Actual notice possessed by agents of the governmental entity subject to suit may be imputed to the governmental entity they represent. Dinh v. Harris County Hosp. Dist., 896 S.W.2d 248, 252–53 (Tex.App.—Houston [1st Dist.] 1995, writ dism'd w.o.j.); Rosales v. Brazoria County, 764 S.W.2d 342, 344 (Tex.App.—Texarkana 1989, no writ); see City of Galveston v. Shu, 607 S.W.2d 942, 945 (Tex.Civ.App.—Houston [1st Dist.] 1980, no writ); Thermo Products, 647 S.W.2d at 731; City of Texarkana v. Nard, 575 S.W.2d 648, 652–53 (Tex.Civ.App.—Texarkana 1978, writ ref'd n.r.e.). But not every agent will suffice. Because the purpose of the actual notice requirement “is to ensure a prompt reporting of claims to enable the [governmental entity] to investigate while facts are fresh and conditions remain substantially the same,” City of Houston v. Torres, 621 S.W.2d 588, 591 (Tex.1981), the person possessed of the actual notice must have a duty to investigate the facts and report them to a person of sufficient authority. Dinh, 896 S.W.2d at 253; Davis v. Mathis, 846 S.W.2d 84, 87 (Tex.App.—Dallas 1992, no writ); Rosales, 764 S.W.2d at 344; Shu, 607 S.W.2d at 944–45; Nard, 575 S.W.2d at 652 (quoting Hexter v. Pratt, 10 S.W.2d 692, 693 (Tex.Com.App.1928, holding approved)).

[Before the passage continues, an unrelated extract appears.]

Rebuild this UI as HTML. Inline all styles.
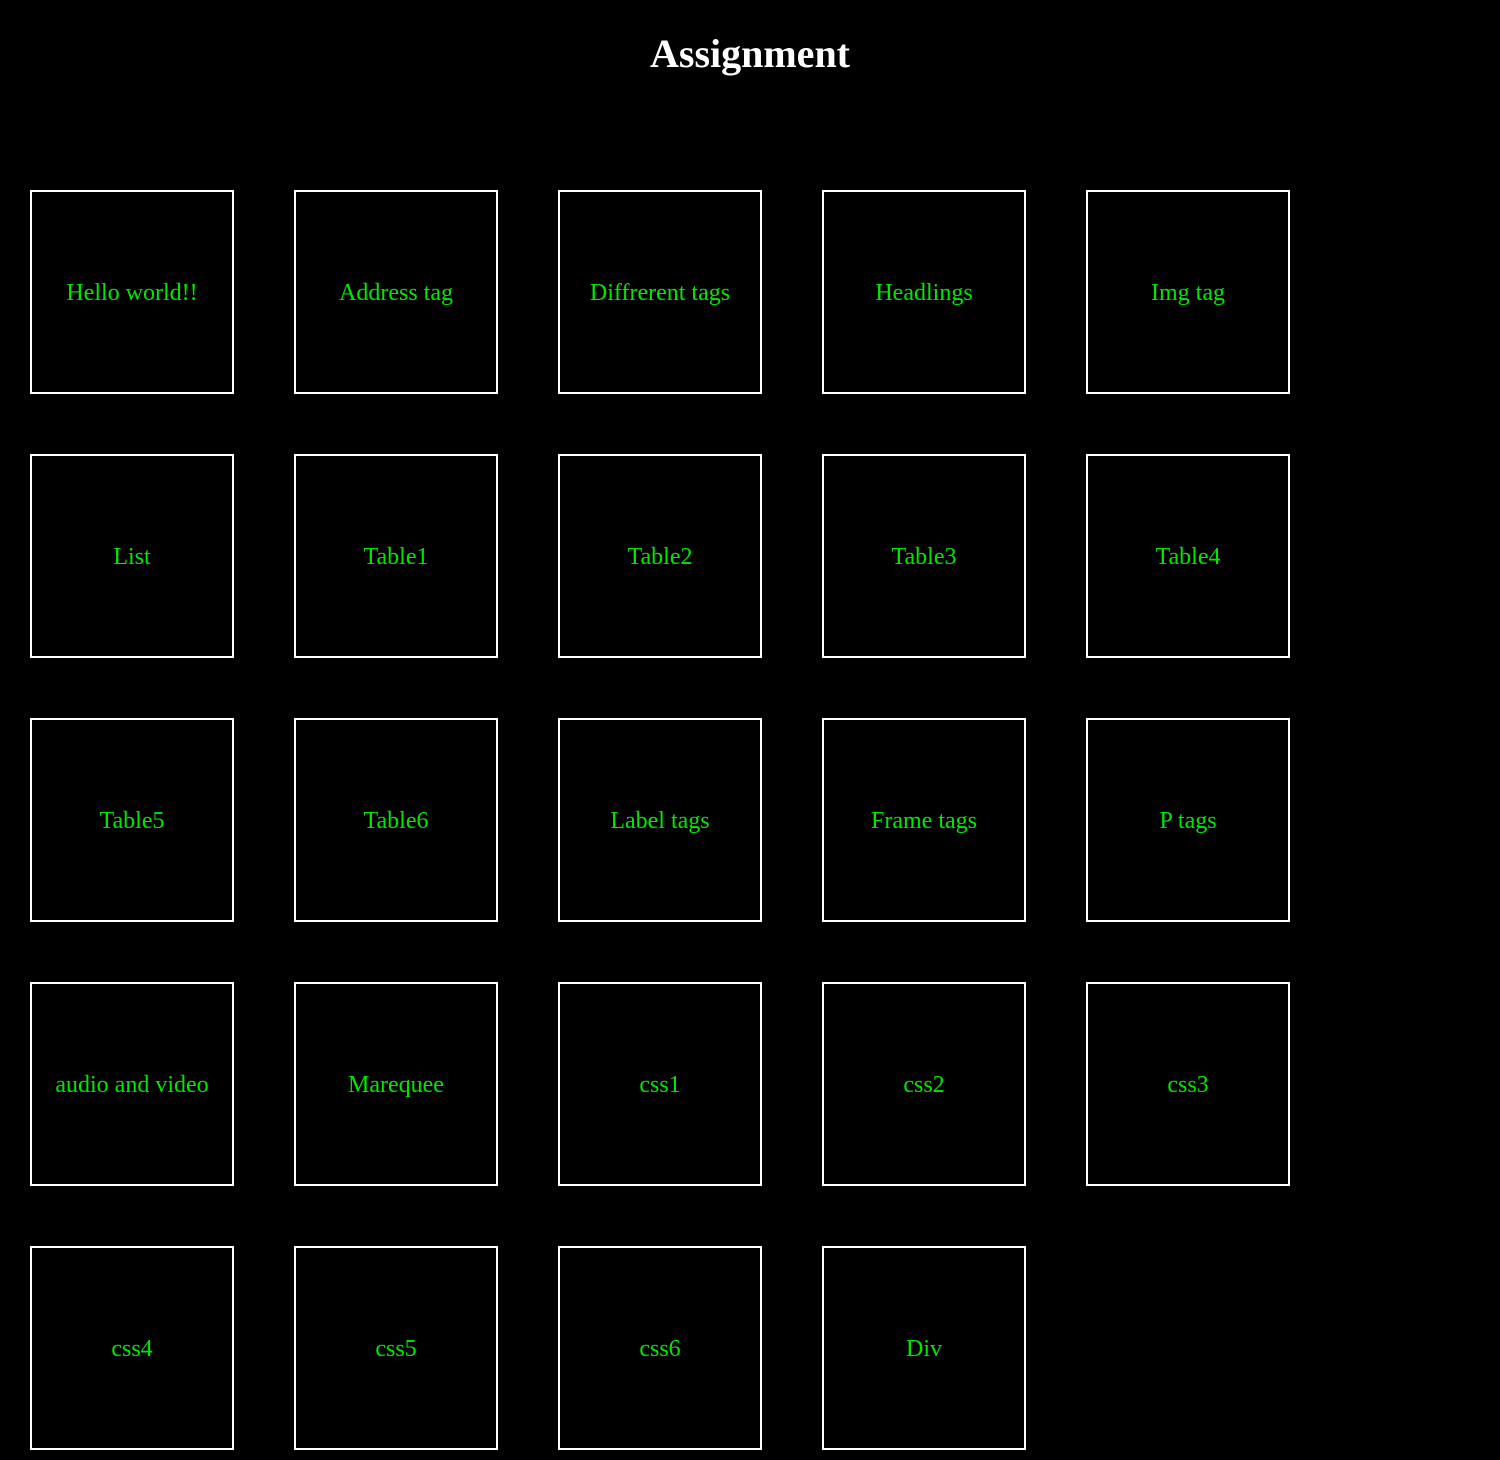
<!DOCTYPE html>
<html><head><style>
html,body{margin:0;background:#000;width:1500px;height:1460px;overflow:hidden}
h1{position:absolute;left:0;width:1500px;top:30px;margin:0;text-align:center;color:#fff;font:bold 40px "Liberation Serif",serif;line-height:48px}
.b{position:absolute;width:200px;height:198px;padding-top:2px;border:2px solid #fff;display:flex;align-items:center;justify-content:center;color:rgb(0,232,0);font:24px "Liberation Serif",serif;text-align:center}
</style></head><body>
<h1>Assignment</h1>
<div class="b" style="left:30px;top:190px">Hello world!!</div>
<div class="b" style="left:294px;top:190px">Address tag</div>
<div class="b" style="left:558px;top:190px">Diffrerent tags</div>
<div class="b" style="left:822px;top:190px">Headlings</div>
<div class="b" style="left:1086px;top:190px">Img tag</div>
<div class="b" style="left:30px;top:454px">List</div>
<div class="b" style="left:294px;top:454px">Table1</div>
<div class="b" style="left:558px;top:454px">Table2</div>
<div class="b" style="left:822px;top:454px">Table3</div>
<div class="b" style="left:1086px;top:454px">Table4</div>
<div class="b" style="left:30px;top:718px">Table5</div>
<div class="b" style="left:294px;top:718px">Table6</div>
<div class="b" style="left:558px;top:718px">Label tags</div>
<div class="b" style="left:822px;top:718px">Frame tags</div>
<div class="b" style="left:1086px;top:718px">P tags</div>
<div class="b" style="left:30px;top:982px">audio and video</div>
<div class="b" style="left:294px;top:982px">Marequee</div>
<div class="b" style="left:558px;top:982px">css1</div>
<div class="b" style="left:822px;top:982px">css2</div>
<div class="b" style="left:1086px;top:982px">css3</div>
<div class="b" style="left:30px;top:1246px">css4</div>
<div class="b" style="left:294px;top:1246px">css5</div>
<div class="b" style="left:558px;top:1246px">css6</div>
<div class="b" style="left:822px;top:1246px">Div</div>
</body></html>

Sandra presented evidence, through the testimony of Janet Durrant, that the person to whom the McDonalds spoke at the Ag Cafe had a duty to inform her superiors about any injuries on campus about which she was aware and any dangerous conditions on campus. But they presented no evidence that this unidentified woman had a duty to investigate the facts of the incident. Without any such evidence, Sandra failed to present sufficient probative evidence of actual notice to render erroneous the trial court's granting of Texas A & M's motion for directed verdict.
Sandra's sole point of error is overruled, and the judgment is affirmed.
1. We note that on March 22, 1996, the parties filed a post-judgment stipulation, agreeing to dismiss all the defendants except Texas A & M University from the lawsuit.
2. The holding is the same in factual sufficiency challenges, see Schafer v. Conner, 813 S.W.2d 154, 155 (Tex.1991); Englander Co. v. Kennedy, 428 S.W.2d 806, 807 (Tex.1968), but as we are dealing with an appeal from a directed verdict, which questions only whether the record contains either “no evidence” or “conclusive evidence” to support the judgment, we will address only legal sufficiency cases. See William Powers, Jr. & Jack Ratliff, Another Look at “No Evidence” and “Insufficient Evidence,” 69 Tex.L.Rev. 515, 521–25 (1991).
3. Appeals from directed verdicts and judgments notwithstanding the verdict are analyzed the same way. See Tex.R.Civ.P. 301; Fisher v. Evans, 853 S.W.2d 839, 840–41 (Tex.App.—Waco 1993, writ denied).